隠匿を積む
2025年09月30日 18:27
人生には語られることのない無数の瞬間がある。
表舞台に立つ華やかな成功の影で、静かに積み重ねられる努力や思索、そして心の動きこそが、真の人間の姿を形作っているのではないだろうか。
隠匿を積むとは、誰にも見られることのない場所で、自分自身と向き合い続けることである。
それは深夜の書斎で一人考え事をする時間かもしれないし、早朝の散歩で感じる静寂の中での内省かもしれない。
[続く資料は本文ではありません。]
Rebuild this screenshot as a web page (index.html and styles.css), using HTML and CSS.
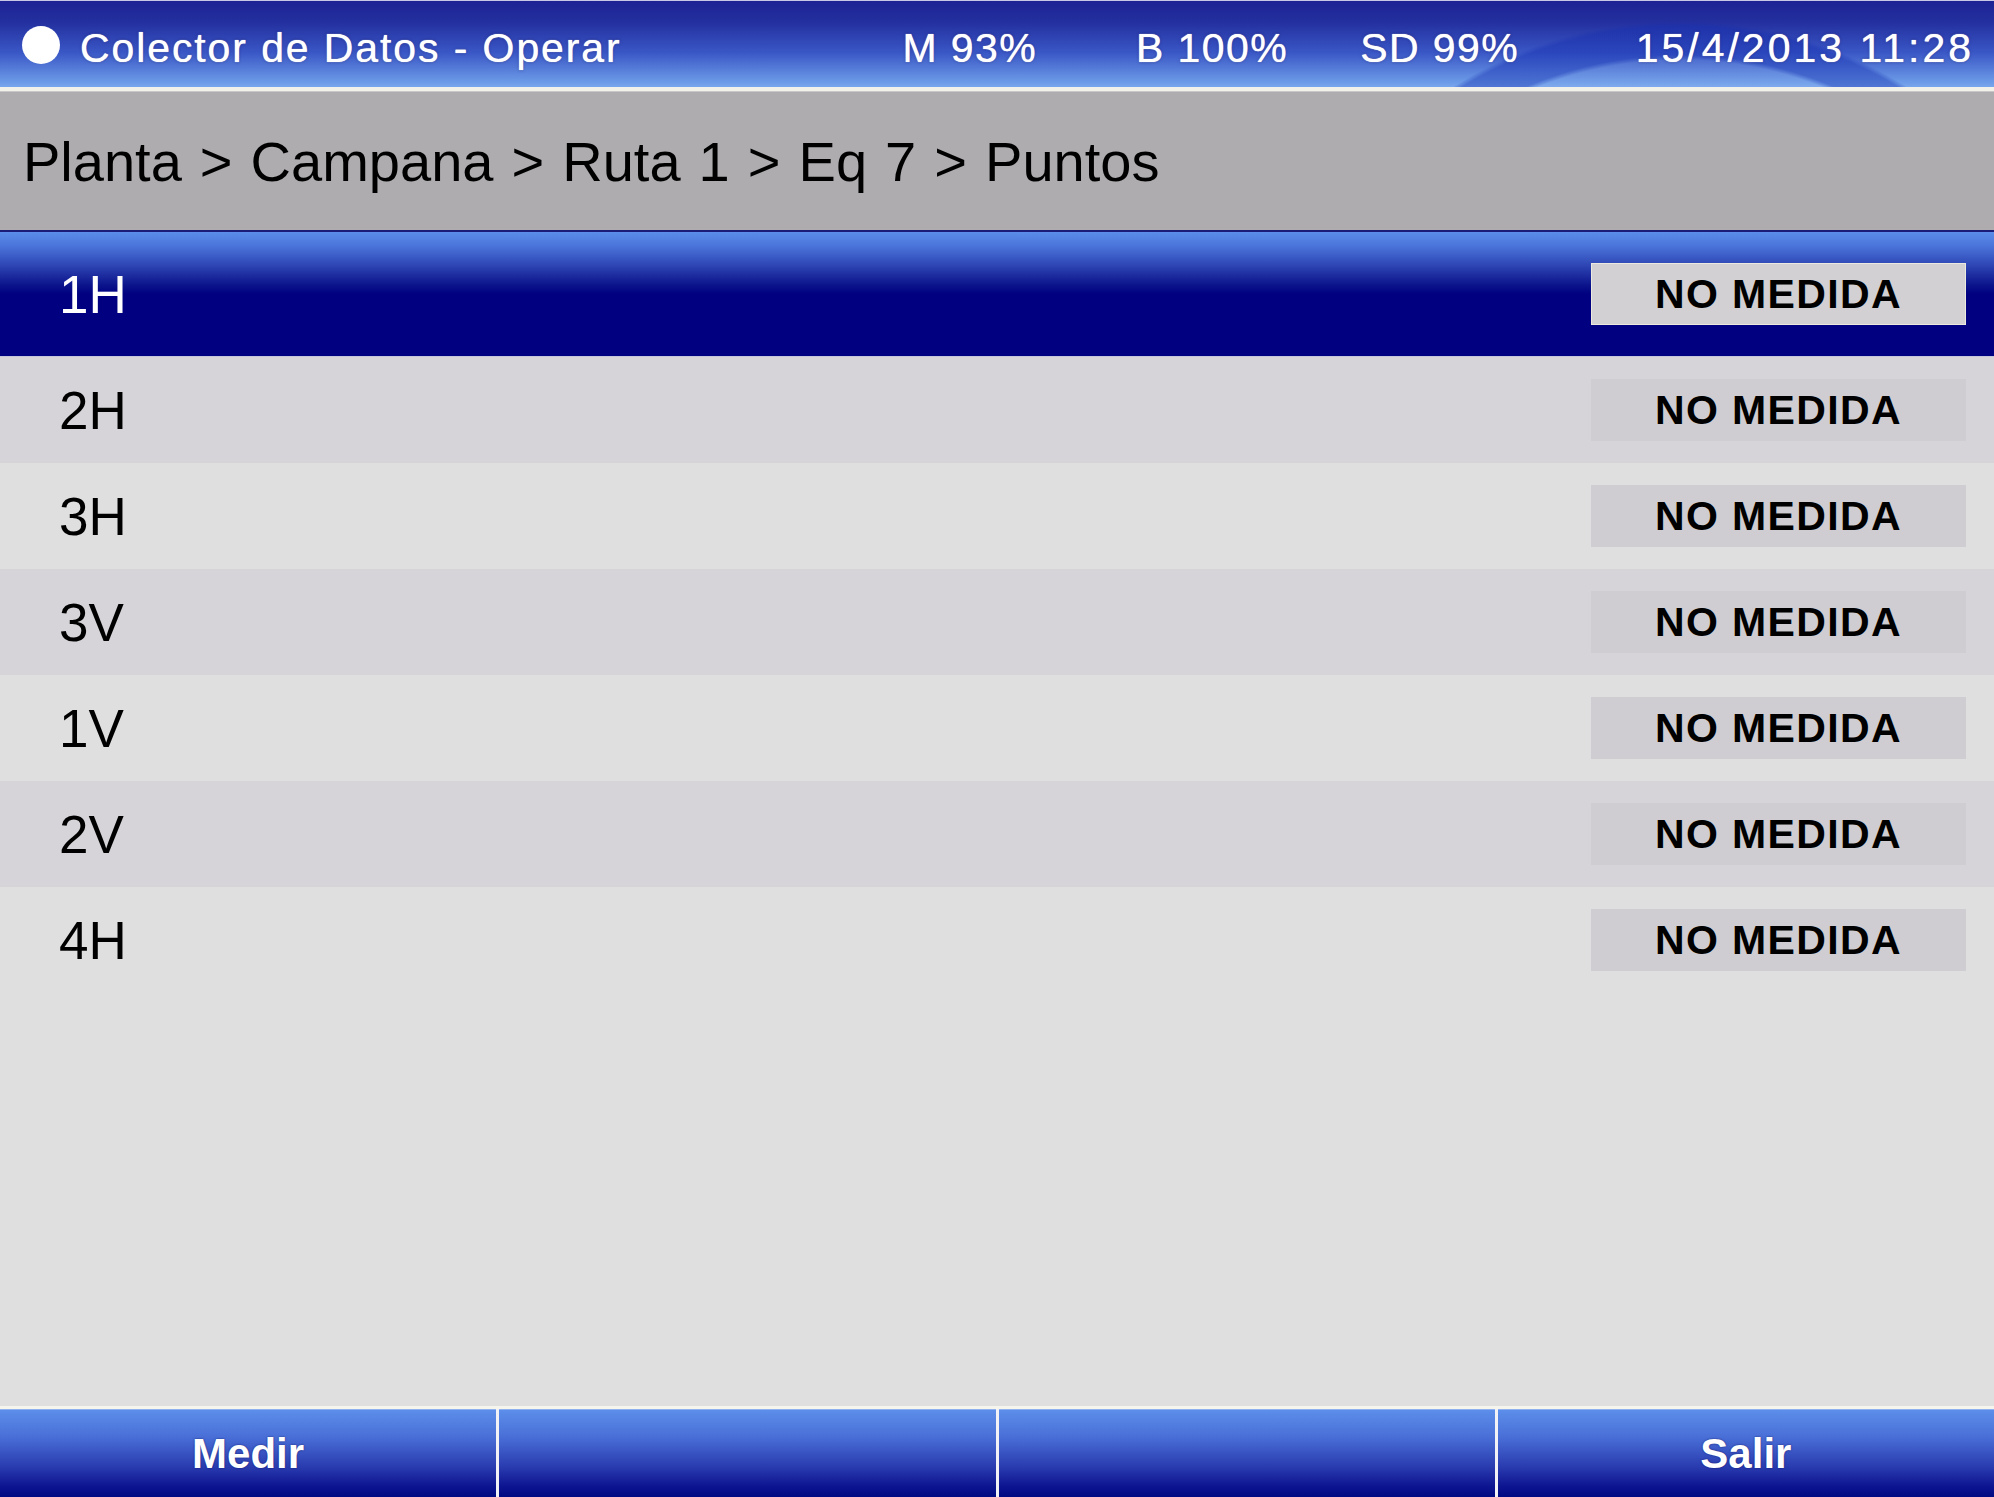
FILE: index.html
```html
<!DOCTYPE html>
<html lang="es">

<head>
    <meta charset="UTF-8">
    <meta name="viewport" content="width=device-width, initial-scale=1.0">
    <title>Colector de Datos - Operar</title>
    <link rel="stylesheet" href="styles.css">
</head>

<body>
    <div class="screen">
        <!-- Title bar -->
        <header class="titlebar">
            <div class="title"><span class="dot"></span>Colector de Datos - Operar</div>
            <div class="stat">M 93%</div>
            <div class="stat">B 100%</div>
            <div class="stat">SD 99%</div>
            <div class="stat clock">15/4/2013 11:28</div>
        </header>

        <!-- Breadcrumb -->
        <nav class="crumbs">Planta &gt; Campana &gt; Ruta 1 &gt; Eq 7 &gt; Puntos</nav>

        <!-- Points list -->
        <ul class="points">
            <li class="point selected"><span class="name">1H</span><span class="status">NO MEDIDA</span></li>
            <li class="point"><span class="name">2H</span><span class="status">NO MEDIDA</span></li>
            <li class="point"><span class="name">3H</span><span class="status">NO MEDIDA</span></li>
            <li class="point"><span class="name">3V</span><span class="status">NO MEDIDA</span></li>
            <li class="point"><span class="name">1V</span><span class="status">NO MEDIDA</span></li>
            <li class="point"><span class="name">2V</span><span class="status">NO MEDIDA</span></li>
            <li class="point"><span class="name">4H</span><span class="status">NO MEDIDA</span></li>
        </ul>

        <!-- Soft keys -->
        <footer class="softkeys">
            <button>Medir</button>
            <button></button>
            <button></button>
            <button>Salir</button>
        </footer>
    </div>
</body>

</html>
```

FILE: styles.css
```css
body {
    margin: 0;
    font-family: "Liberation Sans", Arial, sans-serif;
    background-color: #dfdfdf;
}

.screen {
    display: flex;
    flex-direction: column;
    height: 100vh;
    overflow: hidden;
}

.titlebar {
    display: grid;
    grid-template-columns: 1fr 160px 251px 231px 455px;
    align-items: center;
    box-sizing: border-box;
    height: 91px;
    padding: 8px 20px 0 0;
    border-top: 1px solid #c6c8e4;
    border-bottom: 4px solid #f3f2ea;
    color: white;
    font-size: 41px;
    text-shadow: 0 0 1px #fff, 0 0 3px rgba(10, 10, 80, 0.5);
    background:
        radial-gradient(circle at 1680px 445px, rgba(255, 255, 255, 0.05) 0 386px, rgba(20, 45, 175, 0.4) 391px 420px, transparent 425px),
        linear-gradient(#1d2394 0%, #24309f 25%, #3a57c6 60%, #6d9ce8 95%, #7aa6ec 100%);
}

.title {
    display: flex;
    align-items: center;
    gap: 20px;
    padding-left: 22px;
    letter-spacing: 1.9px;
}

.dot {
    width: 38px;
    height: 38px;
    margin-top: -6px;
    border-radius: 50%;
    background-color: white;
}

.stat {
    text-align: right;
    letter-spacing: 1.4px;
}

.clock {
    letter-spacing: 3px;
}

.crumbs {
    display: flex;
    align-items: center;
    height: 138px;
    padding-left: 23px;
    border-top: 1px solid #c9c7c9;
    background-color: #aeacaf;
    font-size: 56px;
    word-spacing: 2.5px;
    color: black;
}

.points {
    flex: 1;
    margin: 0;
    padding: 0;
    list-style: none;
    border-top: 2px solid #1b1c78;
}

.point {
    display: flex;
    align-items: center;
    justify-content: space-between;
    height: 106px;
    padding: 0 28px 0 59px;
    font-size: 53px;
    color: black;
}

.point:nth-child(even) {
    background-color: #d6d4d8;
}

.point.selected {
    height: 124px;
    border-bottom: 1px solid #c4c6dc;
    color: white;
    background: linear-gradient(#5b8de9 0, #4a74da 14px, #2d44b2 34px, #0a128a 54px, #000080 62px);
}

.status {
    display: flex;
    align-items: center;
    justify-content: center;
    box-sizing: border-box;
    width: 375px;
    height: 62px;
    background-color: #cfcdd1;
    color: black;
    font-size: 41px;
    font-weight: bold;
    letter-spacing: 1.4px;
}

.selected .status {
    background-color: #d2d0d3;
    border: 1px solid #ece9df;
}

.softkeys {
    display: grid;
    grid-template-columns: repeat(4, 1fr);
    gap: 3px;
    height: 88px;
    border-top: 3px solid #f5f4ed;
    background-color: #f2f2f6;
}

.softkeys button {
    border: none;
    border-top: 1px solid #8fb0f0;
    padding: 0;
    background: linear-gradient(#5c8eea 0%, #4a70d8 30%, #2a3cb0 65%, #0d1490 88%, #000a82 100%);
    color: white;
    font-family: "Liberation Sans", Arial, sans-serif;
    font-size: 42px;
    font-weight: bold;
    text-shadow: 0 0 2px rgba(10, 10, 80, 0.7);
    cursor: pointer;
}
```
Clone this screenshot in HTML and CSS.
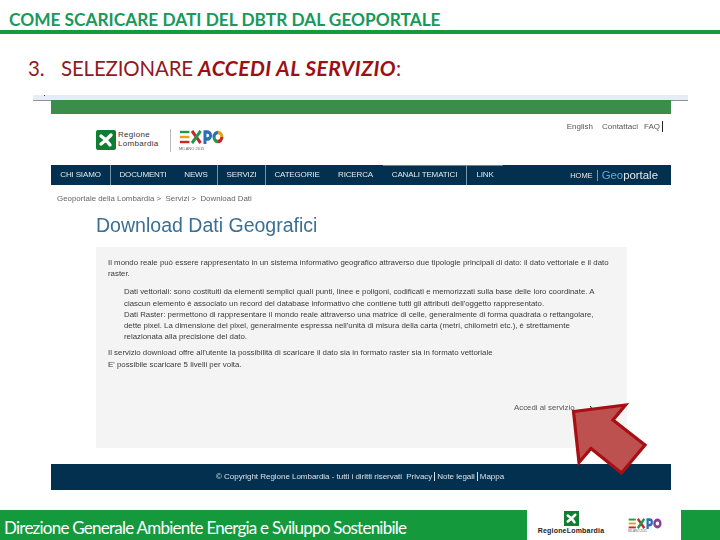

あるいは、人前では決して見せることのない涙や、心の奥底に秘めた想いを大切に育むことかもしれない。
現代社会は透明性と開示を重視する。
SNSでは日常の出来事が次々と共有され、プライバシーの境界線は曖昧になっている。
しかし、すべてを晒すことが果たして健全なのだろうか。
人間には、内なる世界を静かに耕し、自分だけの時間と空間を守る必要があるのではないか。
隠匿された経験は、決して無駄ではない。
むしろ、それらは人格の深層部分を豊かにし、創造性の源泉となる。
作家や芸術家の傑作は、しばしば人知れず積み重ねられた思索や体験から生まれる。
表に現れない時間こそが、その人の本質を育んでいるのだ。
また、隠匿することは他者への配慮でもある。
すべての感情や考えを表出することが正直さではない。
時には沈黙し、内に秘めることで、人間関係の調和を保つことができる。
成熟した大人とは、何を語り、何を語らないかを知っている人のことである。
孤独な時間を恐れる必要はない。
一人でいることを寂しいと感じる必要もない。
隠匿された時間の中で、私たちは本当の自分と出会い、内なる声に耳を傾けることができる。
そこで培われた洞察や感性が、やがて人生の重要な局面で力を発揮するのである。
隠匿を積むことは、自分だけの宝物を集めることに似ている。
誰にも見せることのない心の財産を、大切に育てていこう。